6. Be compassionate, not judgmental, with yourself. Parents reflexively condemn themselves when their kids trip up. But the fact is, we have far less control and power than we like to think we do. This freshman flight into adulthood has steep altitude and stomach-roiling turbulence. But such is the process of self-growth. We all flourish the most when beset by the greatest upheaval. Consider your own past. Did you not have times of misery, darkness, irresponsibility, breath-taking stupidity? And how did you come out of that? Are the depths of your self-knowledge and resilience not enhanced as a result? So when you find yourself harshly criticizing yourself for ways you imagine you failed as a parent, ask yourself: "Did I try my level best to parent my child as well as I could, given the context and resources I had?" Usually the honest answer is "all considered, YES." And we just can't ask any more of ourselves than that.

7. Fling yourself out of your isolation and into open-hearted connection with others in the same boat:
Host an assembly line party to pack potluck treats to mail off to your freshmen. Start a seasonal meet-up at a local restaurant for fellow parents to reunite.
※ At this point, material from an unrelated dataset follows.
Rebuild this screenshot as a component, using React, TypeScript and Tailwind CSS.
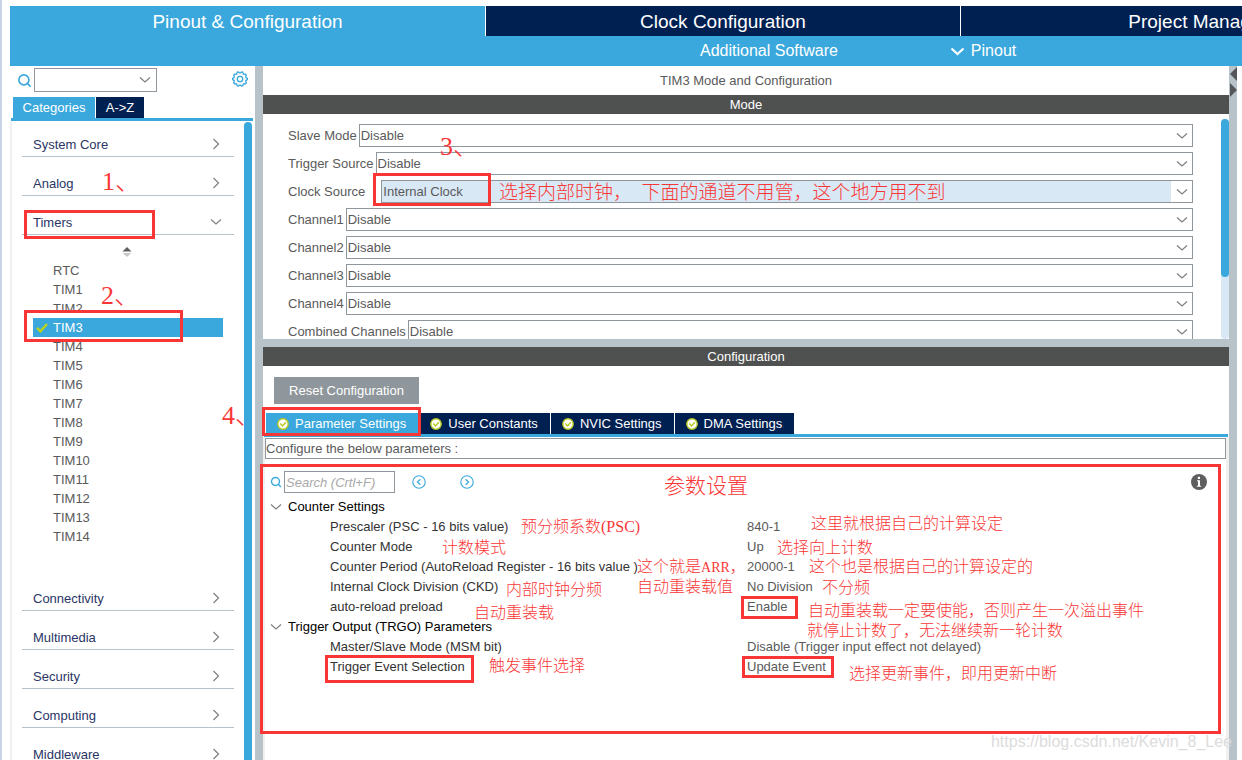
import clsx from "clsx";
import { Search } from "lucide-react";

const topTabs = ["Pinout & Configuration", "Clock Configuration", "Project Manager"];

const categoriesTop = ["System Core", "Analog", "Timers"];
const categoriesBottom = ["Connectivity", "Multimedia", "Security", "Computing", "Middleware"];

const timers = [
  "RTC", "TIM1", "TIM2", "TIM3", "TIM4", "TIM5", "TIM6", "TIM7",
  "TIM8", "TIM9", "TIM10", "TIM11", "TIM12", "TIM13", "TIM14",
];

const modeRows = [
  { label: "Slave Mode", value: "Disable" },
  { label: "Trigger Source", value: "Disable" },
  { label: "Clock Source", value: "Internal Clock", active: true },
  { label: "Channel1", value: "Disable" },
  { label: "Channel2", value: "Disable" },
  { label: "Channel3", value: "Disable" },
  { label: "Channel4", value: "Disable" },
  { label: "Combined Channels", value: "Disable" },
];

const configTabs = ["Parameter Settings", "User Constants", "NVIC Settings", "DMA Settings"];

const parameterGroups = [
  {
    title: "Counter Settings",
    rows: [
      ["Prescaler (PSC - 16 bits value)", "840-1"],
      ["Counter Mode", "Up"],
      ["Counter Period (AutoReload Register - 16 bits value )", "20000-1"],
      ["Internal Clock Division (CKD)", "No Division"],
      ["auto-reload preload", "Enable"],
    ],
  },
  {
    title: "Trigger Output (TRGO) Parameters",
    rows: [
      ["Master/Slave Mode (MSM bit)", "Disable (Trigger input effect not delayed)"],
      ["Trigger Event Selection", "Update Event"],
    ],
  },
];

const markerBoxes = [
  "left-[24px] top-[210px] h-[29px] w-[131px]",
  "left-[24px] top-[310px] h-[32px] w-[159px]",
  "left-[373px] top-[173px] h-[33px] w-[118px]",
  "left-[262px] top-[407px] h-[29px] w-[159px]",
  "left-[260px] right-[21px] top-[464px] h-[270px]",
  "left-[741px] top-[596px] h-[23px] w-[57px]",
  "left-[325px] top-[655px] h-[28px] w-[149px]",
  "left-[742px] top-[656px] h-[22px] w-[92px]",
];

const notes = [
  { text: "1、", place: "left-[102px] top-[168px] text-[26px] leading-7" },
  { text: "2、", place: "left-[101px] top-[282px] text-[26px] leading-7" },
  { text: "3、", place: "left-[440px] top-[133px] text-[26px] leading-7" },
  { text: "4、", place: "left-[222px] top-[402px] text-[26px] leading-7" },
  {
    text: "选择内部时钟，\u00a0\u00a0下面的通道不用管，这个地方用不到",
    place: "left-[499px] top-[183px] text-[19px] leading-5",
  },
  { text: "参数设置", place: "left-[664px] top-[476px] text-[21px] leading-5" },
  { text: "预分频系数(PSC)", place: "left-[521px] top-[517px] text-base leading-5" },
  { text: "计数模式", place: "left-[442px] top-[538px] text-base leading-5" },
  {
    text: (
      <>
        这个就是<span className="text-sm leading-5">ARR</span>，
      </>
    ),
    place: "left-[637px] top-[557px] text-base leading-5",
  },
  { text: "自动重装载值", place: "left-[637px] top-[577px] text-base leading-5" },
  { text: "内部时钟分频", place: "left-[506px] top-[580px] text-base leading-5" },
  { text: "自动重装载", place: "left-[474px] top-[603px] text-base leading-5" },
  { text: "触发事件选择", place: "left-[489px] top-[656px] text-base leading-5" },
  { text: "这里就根据自己的计算设定", place: "left-[811px] top-[514px] text-base leading-5" },
  { text: "选择向上计数", place: "left-[777px] top-[538px] text-base leading-5" },
  { text: "这个也是根据自己的计算设定的", place: "left-[809px] top-[557px] text-base leading-5" },
  { text: "不分频", place: "left-[822px] top-[578px] text-base leading-5" },
  { text: "自动重装载一定要使能，否则产生一次溢出事件", place: "left-[808px] top-[601px] text-base leading-5" },
  { text: "就停止计数了，无法继续新一轮计数", place: "left-[807px] top-[621px] text-base leading-5" },
  { text: "选择更新事件，即用更新中断", place: "left-[849px] top-[664px] text-base leading-5" },
];

const ChevronDown = () => (
  <svg width="12" height="8" viewBox="0 0 12 8" fill="none" stroke="#7f7f7f">
    <path d="M1 1.5 L6 6 L11 1.5" strokeWidth="1.2" />
  </svg>
);

const ChevronRight = () => (
  <svg width="8" height="12" viewBox="0 0 8 12" fill="none" stroke="#7f7f7f">
    <path d="M1.5 1 L6.5 6 L1.5 11" strokeWidth="1.2" />
  </svg>
);

const gearPoints = Array.from({ length: 40 }, (_, i) => {
  const r = i % 4 < 2 ? 7.4 : 6.1;
  const a = ((i - 0.5) / 40) * Math.PI * 2;
  return `${(8 + r * Math.cos(a)).toFixed(2)},${(8 + r * Math.sin(a)).toFixed(2)}`;
}).join(" ");

const Gear = () => (
  <svg width="16" height="16" viewBox="0 0 16 16" fill="none" stroke="#3aa8dc">
    <polygon points={gearPoints} strokeWidth="1.3" strokeLinejoin="round" />
    <circle cx="8" cy="8" r="2.7" strokeWidth="1.3" />
  </svg>
);

const CheckBadge = () => (
  <svg width="12" height="12" viewBox="0 0 12 12" fill="none">
    <circle cx="6" cy="6" r="5.2" fill="#fff" stroke="#b9c920" strokeWidth="1.4" />
    <path d="M3.3 5.6 L5.5 7.9 L8.8 4.3" stroke="#b9c920" strokeWidth="1.5" />
  </svg>
);

const CircleArrow = ({ d }: { d: string }) => (
  <svg width="14" height="14" viewBox="0 0 14 14" fill="none" stroke="#3aa8dc">
    <circle cx="7" cy="7" r="6.2" strokeWidth="1.1" />
    <path d={d} strokeWidth="1.2" />
  </svg>
);

const Category = ({ name }: { name: string }) => (
  <button className="flex items-center justify-between border-b border-[#b8c3c9] pb-px pl-[11px] pr-3 text-left leading-5 text-[#2a3566]">
    {name}
    <span className="flex w-3 justify-center pb-0.5">{name === "Timers" ? <ChevronDown /> : <ChevronRight />}</span>
  </button>
);

const Header = () => (
  <header className="shrink-0 bg-[#3aa8dc] text-white">
    <nav className="flex overflow-hidden text-[19px]">
      {topTabs.map((t, i) => (
        <button
          key={t}
          className={clsx("h-[30px] shrink-0 basis-[475px] pt-0.5", i > 0 && "border-l border-white bg-[#002052]")}
        >
          {t}
        </button>
      ))}
    </nav>
    <div className="flex h-[30px] items-center gap-[112px] pl-[690px] text-base">
      <button>Additional Software</button>
      <button className="flex items-center gap-1.5">
        <svg width="15" height="9" viewBox="0 0 15 9" fill="none" stroke="#fff">
          <path d="M1.5 1.5 L7.5 7 L13.5 1.5" strokeWidth="2.2" />
        </svg>
        Pinout
      </button>
    </div>
  </header>
);

const Sidebar = () => (
  <aside className="flex w-[245px] shrink-0 flex-col pr-0.5">
    <div className="flex h-7 items-center pl-[7px] pr-[5px]">
      <Search className="h-[15px] w-[15px] text-[#3aa8dc]" strokeWidth={2.6} />
      <label className="ml-0.5 flex h-6 w-[123px] items-center border border-[#8f979c] pr-[5px]">
        <select aria-label="Search peripheral" className="h-full min-w-0 flex-1 appearance-none outline-none">
          <option></option>
        </select>
        <ChevronDown />
      </label>
      <button aria-label="Settings" className="mb-0.5 ml-auto">
        <Gear />
      </button>
    </div>
    <div className="mt-[3px] flex gap-px pl-[3px] text-white">
      <button className="h-[21px] w-[82px] bg-[#3aa8dc]">Categories</button>
      <button className="h-[21px] w-12 bg-[#002052]">A-&gt;Z</button>
    </div>
    <div className="ml-px h-[3px] bg-[#3aa8dc]" />
    <div className="flex min-h-0 flex-1 overflow-hidden border-l-2 border-[#f0f0f0]">
      <div className="flex flex-1 flex-col gap-[17px] pl-2.5 pt-3.5">
        {categoriesTop.map((c) => (
          <Category key={c} name={c} />
        ))}
        <div className="-mt-[5px] mb-[26px] flex flex-col">
          <svg width="10" height="10" viewBox="0 0 10 10" className="ml-[100px] self-start">
            <path d="M5 0 L9.5 4.5 H0.5 Z" fill="#5f5f5f" />
            <path d="M5 10 L9.5 6 H0.5 Z" fill="#c8c8c8" />
          </svg>
          <ul className="ml-[11px] mr-[11px] mt-1 text-[#5a5a5a]">
            {timers.map((t) => (
              <li key={t}>
                <button
                  className={clsx(
                    "flex h-[19px] w-full items-center text-left",
                    t === "TIM3" ? "bg-[#3aa8dc] pl-[3px] text-white" : "pl-5"
                  )}
                >
                  {t === "TIM3" && (
                    <svg width="12" height="10" viewBox="0 0 12 10" fill="none" className="mr-[5px]">
                      <path d="M1 4.8 L4.4 8.4 L11 1" stroke="#b9d21e" strokeWidth="2.4" />
                    </svg>
                  )}
                  {t}
                </button>
              </li>
            ))}
          </ul>
        </div>
        {categoriesBottom.map((c) => (
          <Category key={c} name={c} />
        ))}
      </div>
      <div className="ml-2.5 mr-px mt-px w-2 rounded-t-full bg-[#3aa8dc]" />
    </div>
  </aside>
);

const ModePanel = () => (
  <section className="flex h-[225px] shrink-0 overflow-hidden">
    <div className="flex flex-1 flex-col gap-[5px] pl-[25px] pt-2.5">
      {modeRows.map((r) => (
        <div key={r.label} className={clsx("flex h-[23px] shrink-0 items-center", r.active ? "gap-4" : "gap-0.5")}>
          <label htmlFor={r.label}>{r.label}</label>
          <div className="flex h-full flex-1 items-center border border-[#8f979c]">
            <select
              id={r.label}
              className={clsx("h-full min-w-0 flex-1 appearance-none pl-px outline-none", r.active && "bg-[#d9e8f5]")}
            >
              <option>{r.value}</option>
            </select>
            <span className="flex w-[21px] justify-center">
              <ChevronDown />
            </span>
          </div>
        </div>
      ))}
    </div>
    <div className="ml-7 mt-[5px] w-2 rounded-full bg-[#d9e8f5]">
      <div className="h-[158px] rounded-full bg-[#3aa8dc]" />
    </div>
  </section>
);

const ConfigPanel = () => (
  <section className="flex min-h-0 flex-1 flex-col pt-[11px]">
    <button className="ml-[11px] h-[27px] w-[145px] shrink-0 bg-[#8f979c] text-white">Reset Configuration</button>
    <div className="mt-[9px] flex gap-px pl-[3px] text-white">
      {configTabs.map((t, i) => (
        <button
          key={t}
          className={clsx(
            "flex h-[21px] items-center gap-1.5 pl-[11px] pr-3",
            i === 0 ? "bg-[#3aa8dc]" : "bg-[#002052]"
          )}
        >
          <CheckBadge />
          {t}
        </button>
      ))}
    </div>
    <div className="ml-px mr-px h-[3px] shrink-0 bg-[#3aa8dc]" />
    <div className="flex min-h-0 flex-1 flex-col border-l-2 border-r-[3px] border-[#f0f0f0] pt-px">
      <p className="h-[21px] shrink-0 border border-[#8f979c] leading-5">Configure the below parameters :</p>
      <div className="mt-3 flex h-[22px] shrink-0 items-center pl-[5px] pr-[19px]">
        <Search className="h-3 w-3 text-[#3aa8dc]" strokeWidth={2.8} />
        <input
          type="text"
          aria-label="Search parameters"
          placeholder="Search (Crtl+F)"
          className="ml-0.5 h-full w-[111px] border border-[#8f979c] px-px italic outline-none placeholder:text-[#a9a9a9]"
        />
        <button aria-label="Previous" className="ml-[17px]">
          <CircleArrow d="M8.4 4.2 L5.4 7 L8.4 9.8" />
        </button>
        <button aria-label="Next" className="ml-[34px]">
          <CircleArrow d="M5.6 4.2 L8.6 7 L5.6 9.8" />
        </button>
        <button aria-label="Information" className="ml-auto">
          <svg width="16" height="16" viewBox="0 0 16 16" fill="#fff">
            <circle cx="8" cy="8" r="8" fill="#5f5f5f" />
            <rect x="6.8" y="2.8" width="2.2" height="2.2" />
            <path d="M6 6.2 H9 V11.8 H10.2 V12.8 H5.8 V11.8 H7 V7.2 H6 Z" />
          </svg>
        </button>
      </div>
      <table className="mt-1 w-full table-fixed text-left leading-5">
        <colgroup>
          <col className="w-[482px]" />
          <col />
        </colgroup>
        {parameterGroups.map((g) => (
          <tbody key={g.title}>
            <tr>
              <th colSpan={2} className="p-0 pl-[5px] font-normal text-black">
                <span className="flex items-center gap-1.5">
                  <ChevronDown />
                  {g.title}
                </span>
              </th>
            </tr>
            {g.rows.map(([name, value]) => (
              <tr key={name}>
                <td className="p-0 pl-[65px] text-[#333333]">{name}</td>
                <td className="p-0">{value}</td>
              </tr>
            ))}
          </tbody>
        ))}
      </table>
    </div>
  </section>
);

const Notes = () => (
  <div className="pointer-events-none absolute inset-y-0 -left-0.5 right-0 overflow-hidden">
    {markerBoxes.map((b) => (
      <div key={b} className={clsx("absolute border-3 border-[#f93636]", b)} />
    ))}
    {notes.map((n) => (
      <span
        key={n.place}
        className={clsx(
          "absolute whitespace-nowrap font-['Liberation_Serif','Noto_Sans_CJK_SC',serif] font-light text-[#f93636]",
          n.place
        )}
      >
        {n.text}
      </span>
    ))}
    <span className="absolute bottom-2 right-2.5 text-base leading-5 text-[#dcdcdc]">
      https://blog.csdn.net/Kevin_8_Lee
    </span>
  </div>
);

const App = () => {
  return (
    <div className="relative flex h-screen flex-col overflow-hidden border-l-2 border-[#c9d3e8] bg-white pl-2 pt-1.5 font-['Liberation_Sans',Arial,sans-serif] text-[13px] text-[#5a5a5a]">
      <Header />
      <div className="flex min-h-0 flex-1">
        <Sidebar />
        <div className="w-2 shrink-0 bg-[#b8c3c9]" />
        <main className="flex min-w-0 flex-1 flex-col">
          <h1 className="h-[29px] shrink-0 text-center leading-[29px]">TIM3 Mode and Configuration</h1>
          <h2 className="h-[19px] shrink-0 bg-[#4f5150] text-center leading-[19px] text-white">Mode</h2>
          <ModePanel />
          <div className="h-2 shrink-0 bg-[#b8c3c9]" />
          <h2 className="h-[19px] shrink-0 bg-[#4f5150] text-center leading-[19px] text-white">Configuration</h2>
          <ConfigPanel />
        </main>
        <div className="mr-[5px] w-2 shrink-0 bg-[#b8c3c9]">
          <svg width="8" height="32" viewBox="0 0 8 32" fill="#55565a">
            <path d="M8 1 V15 L1 8 Z" />
            <path d="M1 17 V31 L8 24 Z" />
          </svg>
        </div>
      </div>
      <Notes />
    </div>
  );
};

export default App;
Forge new excuses to gather with your parental tribes; game nights, progressive dinner parties, book groups, co-volunteering, weekend touring -- whatever. Just don't permit yourself to sink into isolation. When we shut ourselves off to each other, we promote estrangement not only from others, but, far worse, from ourselves. Follow wise and renowned speaker and researcher Brene Brown's urgings: When we open-heartedly share our truths of vulnerability, we enable others to open up authentically to us, and to themselves. This is how we grow new bonds of wholehearted compassion. This is what heals and grows us all.

*According to the National Center for Educational Statistics, drop out rates are inversely related to admission selectivity of colleges/universities.